A: Primarily, international diversification should be thought
of in terms of "completion of exposure" or "expansion
of the opportunity set." Secondarily, diversification, risk
reduction, and return enhancement can be considered icing on the
cake when it occurs.
So much attention regarding international stocks in a portfolio
has been focused on the efficient frontier, on how to reduce risk
and enhance return. In the late 1990s international diversification
didn't appear to do that, so some said it hasn't delivered on its
promise. But international has reduced risk because you are reducing
the standard deviation [a measure of volatility] of your portfolio
by adding relevant amounts, say 20% of your portfolio, of international
equities. This unambiguously reduces the standard deviation of a
portfolio that would otherwise contain all domestic equities. It's
the same argument for adding bonds to a portfolio. Diversification
and risk reduction are the secondary points.

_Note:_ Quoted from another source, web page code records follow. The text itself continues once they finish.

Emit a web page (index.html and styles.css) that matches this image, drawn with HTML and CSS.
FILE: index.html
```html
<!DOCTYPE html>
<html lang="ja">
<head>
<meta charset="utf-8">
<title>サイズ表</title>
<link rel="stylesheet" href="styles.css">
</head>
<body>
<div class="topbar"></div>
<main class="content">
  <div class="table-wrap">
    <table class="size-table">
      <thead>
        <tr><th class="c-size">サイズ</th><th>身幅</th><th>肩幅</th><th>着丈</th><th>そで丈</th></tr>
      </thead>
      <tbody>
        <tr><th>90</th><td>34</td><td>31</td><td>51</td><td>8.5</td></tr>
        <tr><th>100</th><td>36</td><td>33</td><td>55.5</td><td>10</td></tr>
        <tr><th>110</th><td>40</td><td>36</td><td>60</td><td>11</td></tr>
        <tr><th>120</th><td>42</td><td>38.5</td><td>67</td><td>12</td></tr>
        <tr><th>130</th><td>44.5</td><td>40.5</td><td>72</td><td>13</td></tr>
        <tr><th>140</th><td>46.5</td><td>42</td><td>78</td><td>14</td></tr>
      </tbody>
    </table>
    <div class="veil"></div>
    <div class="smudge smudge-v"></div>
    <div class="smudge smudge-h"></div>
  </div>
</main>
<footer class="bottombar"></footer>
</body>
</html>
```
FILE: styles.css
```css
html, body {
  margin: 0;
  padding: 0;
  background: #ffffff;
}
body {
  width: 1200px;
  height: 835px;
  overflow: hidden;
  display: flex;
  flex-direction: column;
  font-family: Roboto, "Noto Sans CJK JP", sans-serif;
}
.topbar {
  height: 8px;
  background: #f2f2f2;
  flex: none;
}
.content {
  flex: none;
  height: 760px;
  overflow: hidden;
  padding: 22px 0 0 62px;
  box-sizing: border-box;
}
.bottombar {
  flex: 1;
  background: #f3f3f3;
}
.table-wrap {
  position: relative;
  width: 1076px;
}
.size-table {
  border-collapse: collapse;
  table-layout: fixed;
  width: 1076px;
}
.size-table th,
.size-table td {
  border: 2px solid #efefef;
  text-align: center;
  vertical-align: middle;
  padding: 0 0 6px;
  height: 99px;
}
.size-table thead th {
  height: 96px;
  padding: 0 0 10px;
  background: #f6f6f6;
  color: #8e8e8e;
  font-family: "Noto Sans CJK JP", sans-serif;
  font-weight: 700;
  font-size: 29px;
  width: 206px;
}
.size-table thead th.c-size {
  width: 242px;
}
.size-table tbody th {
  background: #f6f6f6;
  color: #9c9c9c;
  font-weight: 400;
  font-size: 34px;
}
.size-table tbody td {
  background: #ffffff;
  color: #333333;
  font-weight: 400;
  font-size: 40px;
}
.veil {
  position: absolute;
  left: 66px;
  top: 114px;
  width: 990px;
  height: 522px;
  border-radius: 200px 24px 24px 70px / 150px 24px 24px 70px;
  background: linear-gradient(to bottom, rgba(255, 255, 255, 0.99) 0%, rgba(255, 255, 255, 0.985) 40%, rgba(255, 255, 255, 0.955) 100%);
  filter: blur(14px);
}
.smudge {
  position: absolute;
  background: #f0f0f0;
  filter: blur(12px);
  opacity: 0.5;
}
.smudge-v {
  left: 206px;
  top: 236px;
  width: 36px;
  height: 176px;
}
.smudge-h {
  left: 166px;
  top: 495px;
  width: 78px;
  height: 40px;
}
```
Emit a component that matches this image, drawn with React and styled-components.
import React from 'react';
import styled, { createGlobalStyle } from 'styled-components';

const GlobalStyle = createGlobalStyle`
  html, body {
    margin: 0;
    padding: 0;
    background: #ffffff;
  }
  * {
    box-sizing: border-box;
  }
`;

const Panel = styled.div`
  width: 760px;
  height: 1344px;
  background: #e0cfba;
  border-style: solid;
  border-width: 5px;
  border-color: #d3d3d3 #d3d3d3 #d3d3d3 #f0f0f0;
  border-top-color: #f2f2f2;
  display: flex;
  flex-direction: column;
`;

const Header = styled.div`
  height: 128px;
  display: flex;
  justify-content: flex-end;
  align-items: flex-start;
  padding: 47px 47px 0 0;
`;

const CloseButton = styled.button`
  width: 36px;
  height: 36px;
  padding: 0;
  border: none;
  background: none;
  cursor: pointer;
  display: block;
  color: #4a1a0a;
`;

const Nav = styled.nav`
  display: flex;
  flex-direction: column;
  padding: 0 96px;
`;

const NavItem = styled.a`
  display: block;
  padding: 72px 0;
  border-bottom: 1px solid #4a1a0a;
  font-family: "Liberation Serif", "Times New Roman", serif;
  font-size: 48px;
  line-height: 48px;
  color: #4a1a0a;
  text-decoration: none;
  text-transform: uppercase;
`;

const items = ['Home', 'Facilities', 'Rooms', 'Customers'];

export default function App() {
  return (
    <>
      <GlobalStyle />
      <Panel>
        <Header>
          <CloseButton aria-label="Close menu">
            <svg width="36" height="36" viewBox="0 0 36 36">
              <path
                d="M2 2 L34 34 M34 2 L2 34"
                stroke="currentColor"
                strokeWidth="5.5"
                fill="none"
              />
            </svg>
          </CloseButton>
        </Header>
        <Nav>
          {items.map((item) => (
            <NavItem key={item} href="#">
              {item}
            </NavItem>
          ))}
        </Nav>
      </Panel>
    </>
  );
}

However, the primary point that hasn't been spoken about enough
in my opinion is simply the completion. Investors have a strong
bias toward their home market, and they're getting an incomplete
exposure to the world's opportunity set. U.S. investors think they're
getting away with this because we have big multinationals, but these
companies tend to correlate with the domestic economy. They also
say the U.S. represents a large percentage of the world market, and
of course you had the "we rule" arrogance of the go-go
1990s.
Many companies and products we consider American household names
are not in your U.S. equity portfolio. Seven foreign companies were
recently removed from the S&P 500, which only strengthens the
need for international diversification.
The fact remains that the U.S. is only about half of the world's
market capitalization, and you're missing out on very important
companies if you exclude international. There are moments of opportunity
when you want to capture the changes in world demographics and economies.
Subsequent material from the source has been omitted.